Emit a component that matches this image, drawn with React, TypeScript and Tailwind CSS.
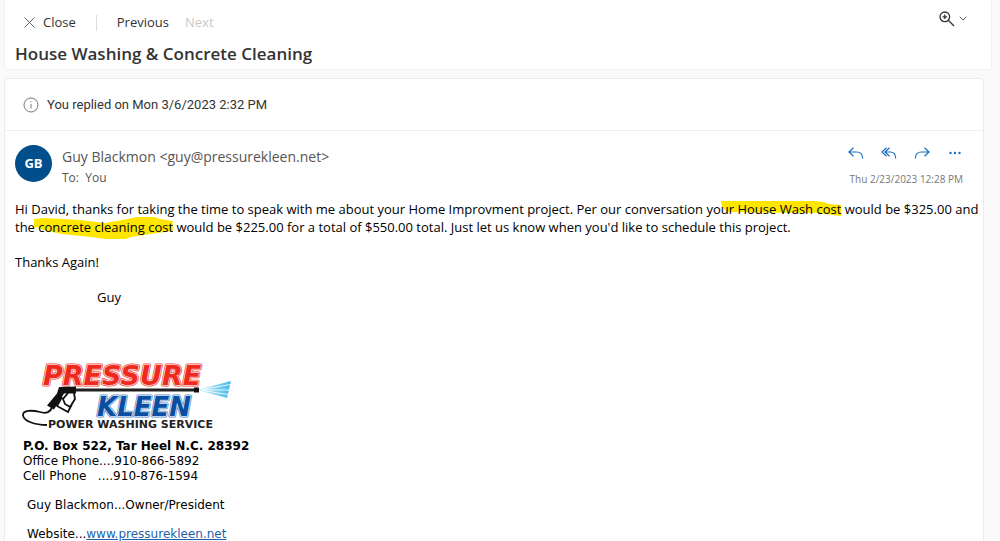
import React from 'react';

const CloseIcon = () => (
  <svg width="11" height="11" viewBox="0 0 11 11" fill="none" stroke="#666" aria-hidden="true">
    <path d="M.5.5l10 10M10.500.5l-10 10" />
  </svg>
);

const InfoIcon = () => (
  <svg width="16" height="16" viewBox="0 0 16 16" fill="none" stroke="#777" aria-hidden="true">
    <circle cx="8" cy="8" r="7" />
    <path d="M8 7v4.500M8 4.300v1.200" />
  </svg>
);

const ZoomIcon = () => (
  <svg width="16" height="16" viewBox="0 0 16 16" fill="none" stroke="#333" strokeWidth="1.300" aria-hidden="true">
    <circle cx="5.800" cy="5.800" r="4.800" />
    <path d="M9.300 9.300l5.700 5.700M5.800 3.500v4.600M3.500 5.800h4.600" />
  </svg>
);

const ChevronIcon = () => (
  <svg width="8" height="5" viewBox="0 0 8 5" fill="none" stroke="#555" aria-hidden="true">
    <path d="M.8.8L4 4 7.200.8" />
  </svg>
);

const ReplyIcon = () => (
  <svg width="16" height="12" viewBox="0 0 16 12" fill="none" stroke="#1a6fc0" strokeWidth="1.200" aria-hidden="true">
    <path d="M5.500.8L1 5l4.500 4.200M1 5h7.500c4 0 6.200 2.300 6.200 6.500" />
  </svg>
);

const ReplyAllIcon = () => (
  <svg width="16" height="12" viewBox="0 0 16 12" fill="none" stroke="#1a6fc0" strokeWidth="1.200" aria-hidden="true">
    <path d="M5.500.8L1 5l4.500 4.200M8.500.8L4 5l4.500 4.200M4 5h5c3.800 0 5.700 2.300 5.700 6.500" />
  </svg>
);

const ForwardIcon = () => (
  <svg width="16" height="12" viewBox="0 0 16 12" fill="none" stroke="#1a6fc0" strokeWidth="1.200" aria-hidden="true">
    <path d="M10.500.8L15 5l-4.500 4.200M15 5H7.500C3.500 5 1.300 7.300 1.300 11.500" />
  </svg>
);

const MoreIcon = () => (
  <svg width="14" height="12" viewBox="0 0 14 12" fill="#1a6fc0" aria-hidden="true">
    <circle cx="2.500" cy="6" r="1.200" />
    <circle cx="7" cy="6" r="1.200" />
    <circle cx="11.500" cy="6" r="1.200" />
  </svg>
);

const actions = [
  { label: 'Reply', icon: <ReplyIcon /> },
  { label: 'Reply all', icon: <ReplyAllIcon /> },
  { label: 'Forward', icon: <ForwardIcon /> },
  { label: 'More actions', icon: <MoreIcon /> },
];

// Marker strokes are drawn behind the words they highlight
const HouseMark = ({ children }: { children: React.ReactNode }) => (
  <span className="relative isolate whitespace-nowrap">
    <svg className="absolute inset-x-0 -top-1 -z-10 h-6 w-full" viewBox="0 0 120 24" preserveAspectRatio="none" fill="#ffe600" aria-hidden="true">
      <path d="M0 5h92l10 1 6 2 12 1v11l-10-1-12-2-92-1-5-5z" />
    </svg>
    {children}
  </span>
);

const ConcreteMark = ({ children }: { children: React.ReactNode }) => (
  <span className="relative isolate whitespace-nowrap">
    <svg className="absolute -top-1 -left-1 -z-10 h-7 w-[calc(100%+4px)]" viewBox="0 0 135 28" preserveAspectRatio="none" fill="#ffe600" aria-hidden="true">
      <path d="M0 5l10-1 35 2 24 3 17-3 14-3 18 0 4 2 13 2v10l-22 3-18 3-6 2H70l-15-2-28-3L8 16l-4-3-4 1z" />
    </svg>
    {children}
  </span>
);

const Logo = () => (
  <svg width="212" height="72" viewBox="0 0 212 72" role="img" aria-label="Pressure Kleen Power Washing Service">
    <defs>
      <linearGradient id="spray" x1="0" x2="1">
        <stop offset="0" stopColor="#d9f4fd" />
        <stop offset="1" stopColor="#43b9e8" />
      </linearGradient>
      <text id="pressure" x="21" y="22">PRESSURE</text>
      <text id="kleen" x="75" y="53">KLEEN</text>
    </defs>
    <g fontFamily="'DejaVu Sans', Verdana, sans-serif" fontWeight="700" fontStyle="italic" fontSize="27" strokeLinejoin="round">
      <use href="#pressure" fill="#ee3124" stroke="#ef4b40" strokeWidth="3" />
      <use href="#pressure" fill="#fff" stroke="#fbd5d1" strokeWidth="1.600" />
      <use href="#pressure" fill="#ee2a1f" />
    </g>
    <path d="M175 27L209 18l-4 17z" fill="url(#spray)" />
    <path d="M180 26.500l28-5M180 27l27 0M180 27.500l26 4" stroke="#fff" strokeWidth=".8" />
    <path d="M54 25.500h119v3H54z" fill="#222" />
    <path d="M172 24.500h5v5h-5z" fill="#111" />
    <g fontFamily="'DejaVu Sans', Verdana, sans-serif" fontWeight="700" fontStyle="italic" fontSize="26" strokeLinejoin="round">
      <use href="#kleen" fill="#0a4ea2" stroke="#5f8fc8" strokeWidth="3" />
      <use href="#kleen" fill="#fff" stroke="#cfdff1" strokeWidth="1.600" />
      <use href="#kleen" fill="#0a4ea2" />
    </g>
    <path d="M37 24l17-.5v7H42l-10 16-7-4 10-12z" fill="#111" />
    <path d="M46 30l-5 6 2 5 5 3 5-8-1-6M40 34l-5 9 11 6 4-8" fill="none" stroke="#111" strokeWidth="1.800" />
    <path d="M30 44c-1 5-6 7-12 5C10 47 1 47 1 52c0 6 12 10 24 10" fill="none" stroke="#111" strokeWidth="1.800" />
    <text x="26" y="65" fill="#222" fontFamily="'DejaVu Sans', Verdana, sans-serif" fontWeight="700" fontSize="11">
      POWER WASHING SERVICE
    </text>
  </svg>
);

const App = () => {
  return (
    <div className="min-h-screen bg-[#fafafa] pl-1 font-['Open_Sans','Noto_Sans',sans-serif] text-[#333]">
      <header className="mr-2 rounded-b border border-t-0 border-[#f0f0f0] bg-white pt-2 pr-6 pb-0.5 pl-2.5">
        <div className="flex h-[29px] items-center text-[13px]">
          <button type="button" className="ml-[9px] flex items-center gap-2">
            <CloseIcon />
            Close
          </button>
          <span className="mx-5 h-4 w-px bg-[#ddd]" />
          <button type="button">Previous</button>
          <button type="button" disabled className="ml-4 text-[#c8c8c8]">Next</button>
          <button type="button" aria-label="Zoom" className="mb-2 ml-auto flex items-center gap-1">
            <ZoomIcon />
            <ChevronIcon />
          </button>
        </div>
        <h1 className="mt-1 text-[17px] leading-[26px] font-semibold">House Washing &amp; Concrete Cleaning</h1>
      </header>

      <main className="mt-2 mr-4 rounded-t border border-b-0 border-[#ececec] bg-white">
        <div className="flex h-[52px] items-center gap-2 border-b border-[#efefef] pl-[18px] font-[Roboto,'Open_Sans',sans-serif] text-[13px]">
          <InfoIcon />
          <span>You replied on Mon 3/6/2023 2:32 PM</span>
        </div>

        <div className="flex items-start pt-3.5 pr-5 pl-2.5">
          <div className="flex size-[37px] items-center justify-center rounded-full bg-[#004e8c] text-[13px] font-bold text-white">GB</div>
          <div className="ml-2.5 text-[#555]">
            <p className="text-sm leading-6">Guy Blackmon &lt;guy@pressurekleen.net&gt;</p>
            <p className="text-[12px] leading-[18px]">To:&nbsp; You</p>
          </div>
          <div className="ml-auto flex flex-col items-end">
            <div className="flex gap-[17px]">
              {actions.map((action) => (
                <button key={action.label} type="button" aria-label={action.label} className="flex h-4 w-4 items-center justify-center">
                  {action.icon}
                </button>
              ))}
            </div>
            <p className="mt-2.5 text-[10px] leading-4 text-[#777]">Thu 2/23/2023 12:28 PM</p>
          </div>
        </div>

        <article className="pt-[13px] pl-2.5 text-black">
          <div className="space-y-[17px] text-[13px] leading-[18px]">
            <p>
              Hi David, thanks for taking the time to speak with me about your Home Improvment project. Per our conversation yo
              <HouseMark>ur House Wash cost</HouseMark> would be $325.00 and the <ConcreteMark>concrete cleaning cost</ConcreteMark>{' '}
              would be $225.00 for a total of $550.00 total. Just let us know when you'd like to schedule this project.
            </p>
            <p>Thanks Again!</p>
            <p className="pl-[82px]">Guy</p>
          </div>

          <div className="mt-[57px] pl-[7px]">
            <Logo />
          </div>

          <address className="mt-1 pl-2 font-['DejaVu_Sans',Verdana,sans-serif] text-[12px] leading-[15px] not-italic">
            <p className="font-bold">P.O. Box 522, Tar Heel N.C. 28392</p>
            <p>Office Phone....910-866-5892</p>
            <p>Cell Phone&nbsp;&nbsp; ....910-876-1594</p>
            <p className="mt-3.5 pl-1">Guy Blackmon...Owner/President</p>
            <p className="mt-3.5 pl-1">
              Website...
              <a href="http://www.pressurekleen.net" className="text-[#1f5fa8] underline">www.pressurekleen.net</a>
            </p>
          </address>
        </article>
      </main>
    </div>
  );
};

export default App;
++++++++++
> _CHALLENGE_: Select, from the listing, all lines that include the word "with".

> _RESULT_:
Emit a component that matches this image, drawn with React, TypeScript and Tailwind CSS.
              Hi David, thanks for taking the time to speak with me about your Home Improvment project. Per our conversation yo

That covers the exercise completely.